I've had a few misconceptions.

Bluebee Blubeeme said, 4Front has a modern OSS implementation that is under a 
FreeBSD license.

The model of Sound on FreeBSD is, three layers:
1. The API, where programs use libraries (of respective sound architecture) to 
access the sound server.
2. The sound server: OSS, Sndio, Portaudio, JACK, ALSA, native, etc
3. FreeBSD's base is always OSS (OpenBSD's driver is sndio); sound servers 
connect to and use this.

To use 4Front's OSS, FreeBSD's kernel will have to be recompiled without OSS, 
"snd" and "sound" references, and then that version of OSS installed.

The part of OSS in name, that is a mess, is the API structure, and various 
implementations. In FreeBSD for instance, when a program uses an OSS API, I 
hear that developers, need to write so many patches, because different OSS 
frontends are not standardized. Most applications in ports use Sndio, because 
across BSD's the API to it is standard. Bluebee claims that 4Front's OSS is 
standard as well. As for API on programs/ports, just use the FreeBSD API that 
is available for it, OSS, Sndio, Portaudio, to connect to that sound server.

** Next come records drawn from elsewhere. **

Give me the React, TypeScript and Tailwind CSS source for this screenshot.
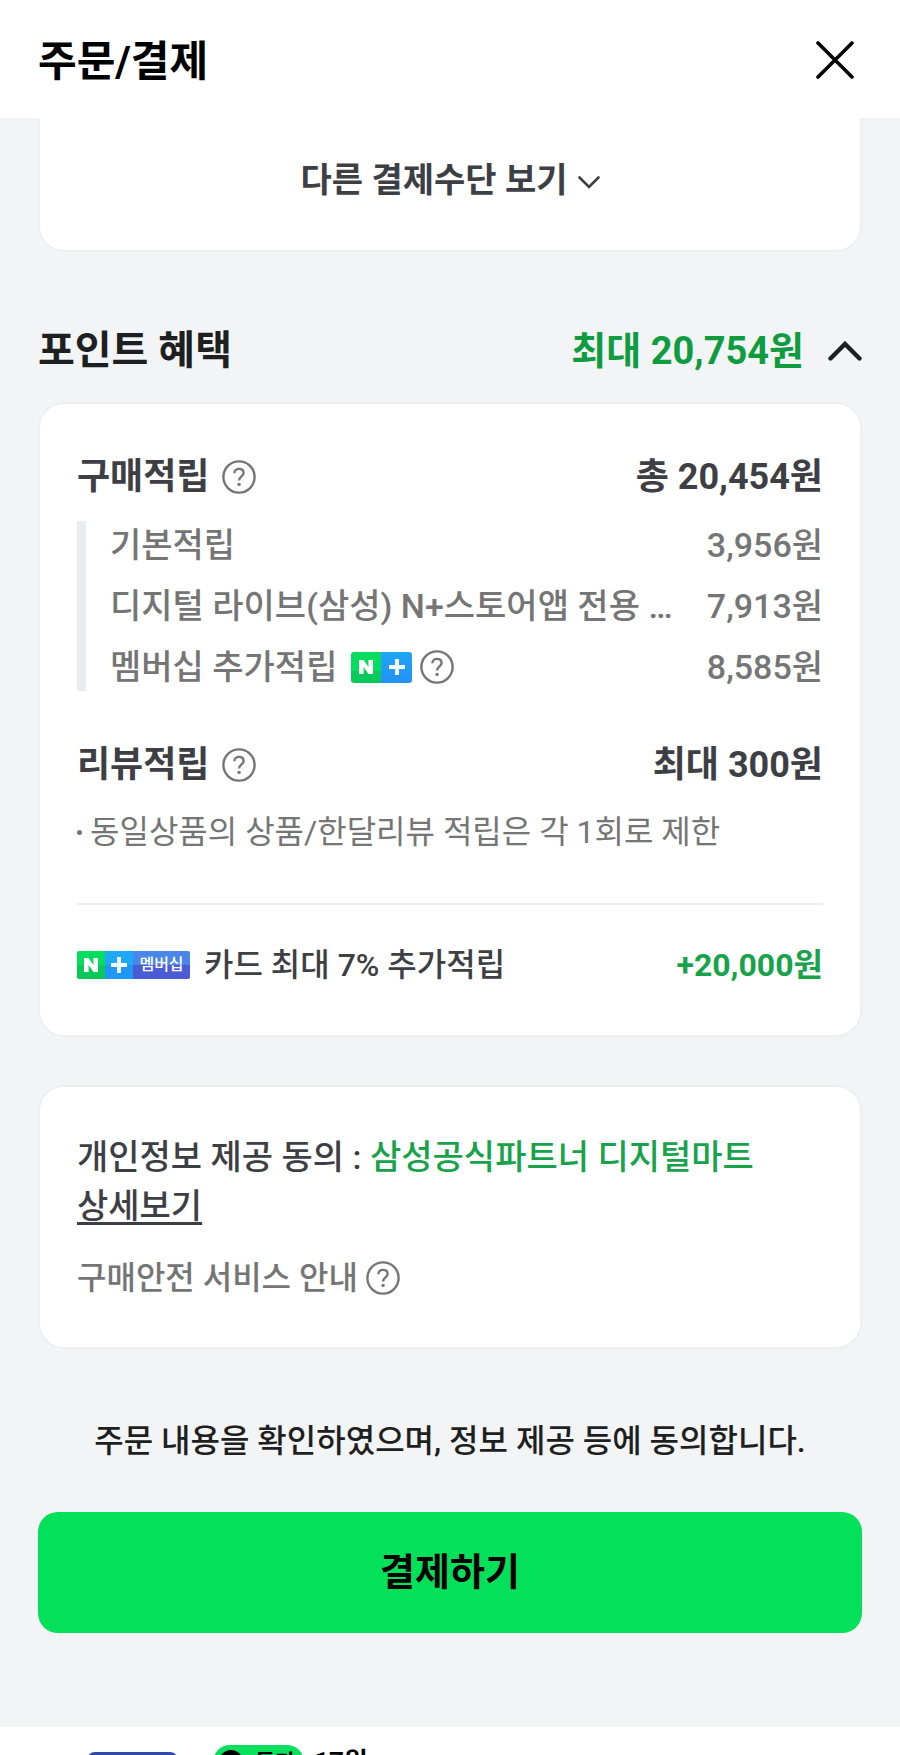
import type { ReactNode } from "react"

const rows: { label: string; price: string; membership?: boolean }[] = [
  { label: "기본적립", price: "3,956원" },
  { label: "디지털 라이브(삼성) N+스토어앱 전용 …", price: "7,913원" },
  { label: "멤버십 추가적립", price: "8,585원", membership: true },
]

function HelpButton({ label }: { label: string }) {
  return (
    <button type="button" aria-label={label} className="shrink-0 text-[#757575]">
      <svg className="size-[34px]" viewBox="0 0 34 34" fill="none" stroke="currentColor" strokeWidth="2.4">
        <circle cx="17" cy="17" r="15.6" />
        <path d="M12.4 13.2c0-2.6 1.9-4.3 4.6-4.3s4.6 1.6 4.6 4.1c0 3.3-4.5 3.6-4.5 7.4" />
        <circle cx="17.1" cy="24.4" r="1.7" fill="currentColor" stroke="none" />
      </svg>
    </button>
  )
}

function PlusMark() {
  return (
    <svg className="size-4" viewBox="0 0 16 16" stroke="white" strokeWidth="3.8">
      <path d="M8 0v16M0 8h16" />
    </svg>
  )
}

function NMark() {
  return (
    <svg className="size-3.5" viewBox="0 0 16 16" fill="white">
      <path d="M0 0h5.2l5.6 8V0H16v16h-5.2L5.2 8v8H0z" />
    </svg>
  )
}

function PlusBadge() {
  return (
    <span className="flex h-[31px] shrink-0 overflow-hidden rounded-[3px]">
      <span className="flex w-[30px] items-center justify-center bg-linear-to-b from-[#06dc5e] from-60% to-[#08c95a] to-60%">
        <NMark />
      </span>
      <span className="flex w-[31px] items-center justify-center bg-linear-to-b from-[#1fa6f6] to-[#2391f5]">
        <PlusMark />
      </span>
    </span>
  )
}

function MembershipBadge() {
  return (
    <span className="flex h-7 shrink-0 overflow-hidden rounded-xs">
      <span className="flex w-7 items-center justify-center bg-linear-to-b from-[#06dc5e] from-50% to-[#08c95a] to-50%">
        <NMark />
      </span>
      <span className="flex w-7 items-center justify-center bg-linear-to-b from-[#1ba9f8] from-50% to-[#1f97f6] to-50%">
        <PlusMark />
      </span>
      <span className="flex w-[57px] items-center justify-center bg-linear-to-b from-[#4a86ea] from-50% to-[#4a5bd4] to-50% text-base font-medium text-white">
        멤버십
      </span>
    </span>
  )
}

function Card({ children, className = "" }: { children: ReactNode; className?: string }) {
  return <div className={`rounded-[26px] border-2 border-[#eeeff1] bg-white px-[37px] ${className}`}>{children}</div>
}

export default function App() {
  return (
    <div className="h-screen overflow-hidden bg-[#f3f4f6] font-['Roboto','Noto_Sans_CJK_KR',sans-serif] font-medium text-[#3e3f44]">
      <header className="flex h-[118px] items-center justify-between bg-white px-[38px] pt-0.5 text-black">
        <h1 className="pt-1 text-[42px] leading-[60px] font-bold">주문/결제</h1>
        <button type="button" aria-label="닫기" className="px-2">
          <svg className="size-[38px]" viewBox="0 0 38 38" stroke="currentColor" strokeWidth="3.6" strokeLinecap="round">
            <path d="M2 2l34 34M36 2L2 36" />
          </svg>
        </button>
      </header>

      <main className="px-[38px]">
        <div className="flex h-[134px] items-center justify-center rounded-b-[26px] border-2 border-t-0 border-[#eeeff1] bg-white">
          <button type="button" className="mb-2 flex items-center gap-2.5 text-[34px] leading-[48px] font-bold">
            다른 결제수단 보기
            <svg className="mt-1 w-[22px]" viewBox="0 0 22 13" fill="none" stroke="currentColor" strokeWidth="2.6" strokeLinecap="round">
              <path d="M1.5 1.5l9.5 9.5 9.5-9.5" />
            </svg>
          </button>
        </div>

        <section>
          <div className="flex h-[150px] items-end justify-between pb-[21px] leading-[60px] font-bold">
            <h2 className="text-[40px] text-[#1e1f21]">포인트 혜택</h2>
            <button type="button" aria-expanded="true" className="flex items-center gap-6 text-[38px] text-[#0f9c40]">
              최대 20,754원
              <svg className="w-[34px] text-[#1e1f21]" viewBox="0 0 34 20" fill="none" stroke="currentColor" strokeWidth="4.4" strokeLinecap="round">
                <path d="M2.5 17.5L17 3l14.5 14.5" />
              </svg>
            </button>
          </div>

          <Card className="pt-[47px] pb-[47px]">
            <div className="flex items-center justify-between text-4xl leading-[52px] font-bold">
              <h3 className="flex items-center gap-[13px]">
                구매적립
                <HelpButton label="구매적립 안내" />
              </h3>
              <span>총 20,454원</span>
            </div>
            <ul className="mt-[18px] flex flex-col gap-[13px] border-l-[9px] border-[#ebecef] pl-6 text-[34px] leading-[48px] text-[#757575]">
              {rows.map((row) => (
                <li key={row.label} className="flex items-center justify-between gap-6">
                  <span className="flex min-w-0 items-center gap-2">
                    <span className="mr-1.5 truncate">{row.label}</span>
                    {row.membership && (
                      <>
                        <PlusBadge />
                        <HelpButton label="멤버십 추가적립 안내" />
                      </>
                    )}
                  </span>
                  <span className="shrink-0">{row.price}</span>
                </li>
              ))}
            </ul>

            <div className="mt-12 flex items-center justify-between text-4xl leading-[52px] font-bold">
              <h3 className="flex items-center gap-[13px]">
                리뷰적립
                <HelpButton label="리뷰적립 안내" />
              </h3>
              <span>최대 300원</span>
            </div>
            <p className="mt-[18px] flex items-center gap-2 text-[32px] leading-[46px] font-normal text-[#757575]">
              <span className="size-[5px] rounded-full bg-[#757575]" />
              동일상품의 상품/한달리뷰 적립은 각 1회로 제한
            </p>

            <div className="mt-12 flex items-center justify-between border-t-2 border-[#eeeff1] pt-[37px] text-[32px] leading-[46px]">
              <span className="flex items-center gap-3.5">
                <MembershipBadge />
                카드 최대 7% 추가적립
              </span>
              <span className="font-bold text-[#18a34b]">+20,000원</span>
            </div>
          </Card>
        </section>

        <Card className="mt-12 pt-[46px] pb-[46px]">
          <p className="text-[34px] leading-[49px]">
            개인정보 제공 동의 : <span className="text-[#18a34b]">삼성공식파트너 디지털마트</span>
            <br />
            <a href="#detail" className="underline decoration-3 underline-offset-4">상세보기</a>
          </p>
          <p className="mt-6 flex items-center gap-2 text-[32px] leading-[46px] text-[#757575]">
            구매안전 서비스 안내
            <HelpButton label="구매안전 서비스 안내" />
          </p>
        </Card>

        <p className="mt-[69px] text-center text-[32px] leading-[46px] text-[#1e1f21]">
          주문 내용을 확인하였으며, 정보 제공 등에 동의합니다.
        </p>
        <button type="button" className="mt-12 h-[121px] w-full rounded-[20px] bg-[#03e15b] text-[38px] font-bold text-black">
          결제하기
        </button>
      </main>

      <footer className="mt-[94px] flex items-start bg-white px-[87px] pt-[18px] font-bold text-black">
        <div className="mt-[7px] h-20 w-[91px] rounded-lg bg-[#2f4da8]" />
        <div className="ml-[35px] flex h-[34px] w-[91px] items-center gap-3 rounded-full bg-[#0be05e] px-1.5 text-[22px] whitespace-nowrap">
          <span className="size-6 shrink-0 rounded-full bg-black" />
          특가
        </div>
        <span className="ml-2.5 text-[26px] leading-[34px]">17원</span>
      </footer>
    </div>
  )
}
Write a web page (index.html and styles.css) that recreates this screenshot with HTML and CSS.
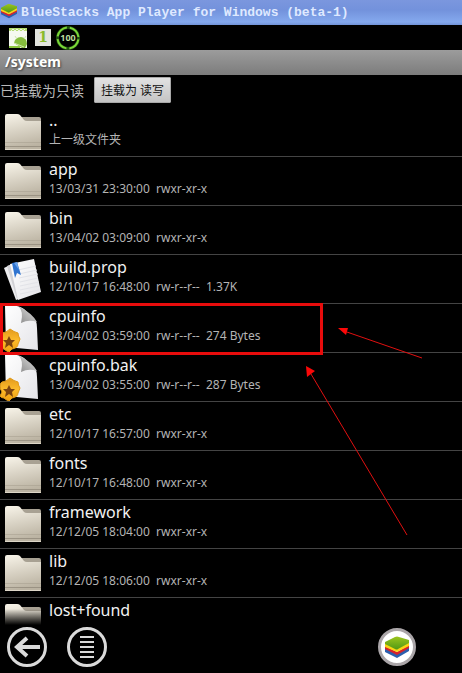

As long as OSS covers the wide range of implementations of it, OSS In Name, 
without clarifiers, will carry this burden of being complex and having a 
nonstandard API, even when certain implementations don't or may not have this 
issue.

Bluebee says, to my understanding, that 4Front's OSS doesn't have certain 
coding inefficiencies that certain sound architectures have. That is something 
for the developers to be informed about, and to consider in FreeBSD current.